– Еще один город, – задумчиво прошептала она.
В дверь постучали уверенно и ритмично, и крепко сбитый мужчина вошел в номер. У него была стрижка «ежик» и очки в серебряной оправе.
– Дорогая, все в порядке? – поинтересовался он.
– Да вроде.
– Пора звонить Тейлору и идти ужинать.
– Я не голодна.
Она кажется такой маленькой на этой массивной кровати, подумал мужчина, задержавшись взглядом на ее обнаженных предплечьях. Под кожей ни мясинки, и наблюдение это встрепенуло его собственную пышную плоть. Голова – обтянутый пластикоподобной кожей череп. Она дотянулась до тумбочки и стряхнула пепел в пепельницу, а он вспомнил, как выебал ее, всего лишь однажды, и как давно это было. Она не слишком концентрировалась и, в общем, не кончила. Он так и не смог пробудить в ней страсти и после всего чувствовал себя унылым попрошайкой, которому выдали милостыню. Грубое оскорбление. Но он сам виноват, спутал дело с удовольствием; впрочем, последнего-то и не получилось.

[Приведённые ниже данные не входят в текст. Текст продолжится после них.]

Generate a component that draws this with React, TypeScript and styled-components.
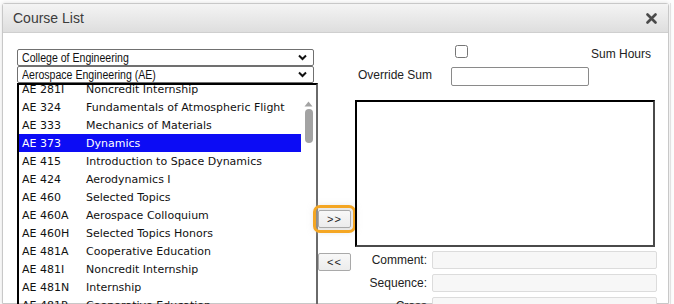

Тогда примерно эта фигня с расстройством аппетита и началась. Франклин напрягся, подвис на секунду, понимая, что готов в стотысячный раз повторить сцену, которая в стотысячный же раз ни к чему не приведет.
– Послушай, Катрин, ты же знаешь, что сказал доктор. Ты должна есть. Не будешь есть – помрешь… – неуверенно сказал он, опустив слово «мясо». Сейчас оно казалось совсем неуместным.
Она быстро взглянула на него и отвела пустой взор. При определенном свете ее умиротворенное выражение уже походило на посмертную маску. Франклин испытал обычный отлив смирения.
– Сейчас позвоню консьержу…
Он поднял трубку и заказал клубный сэндвич и кофейник.
– Я думала, вы с Тейлором пойдете ужинать, – сказала Катрин.
– Это тебе, – сказал он, безуспешно стараясь прикрыть болезненное обострение убаюкивающим смирительным покрывалом.
– Я не хочу.
– Ну попробуй, детка, пожалуйста! Попробуешь? Ради меня, – взмолился он, тыкая в себя пальцем.
Но Катрин Джойнер была уже далеко. Она едва заметила, как ее старинный друг и менеджер Митчелл Франклин Дилэни-младший вышел из номера.
– Хер наружу для девчонок! – крикнула Лиза студенческого вида парням, которые проходили мимо них по вагону.
Один струхнул и раскраснелся, другой – посмотрел на них и улыбнулся. Когда жертвы перешли в следующий вагон, Энджи и Шела звучно захихикали. Шарлин, которая была моложе своих подружек (им было лет по двадцать пять), выдавила натужную улыбочку. Они часто шутили насчет «малышки Шарлин» и какое растлевающее воздействие они на нее оказывают. Шарлин так полагала, что эти трое кого хочешь растлят.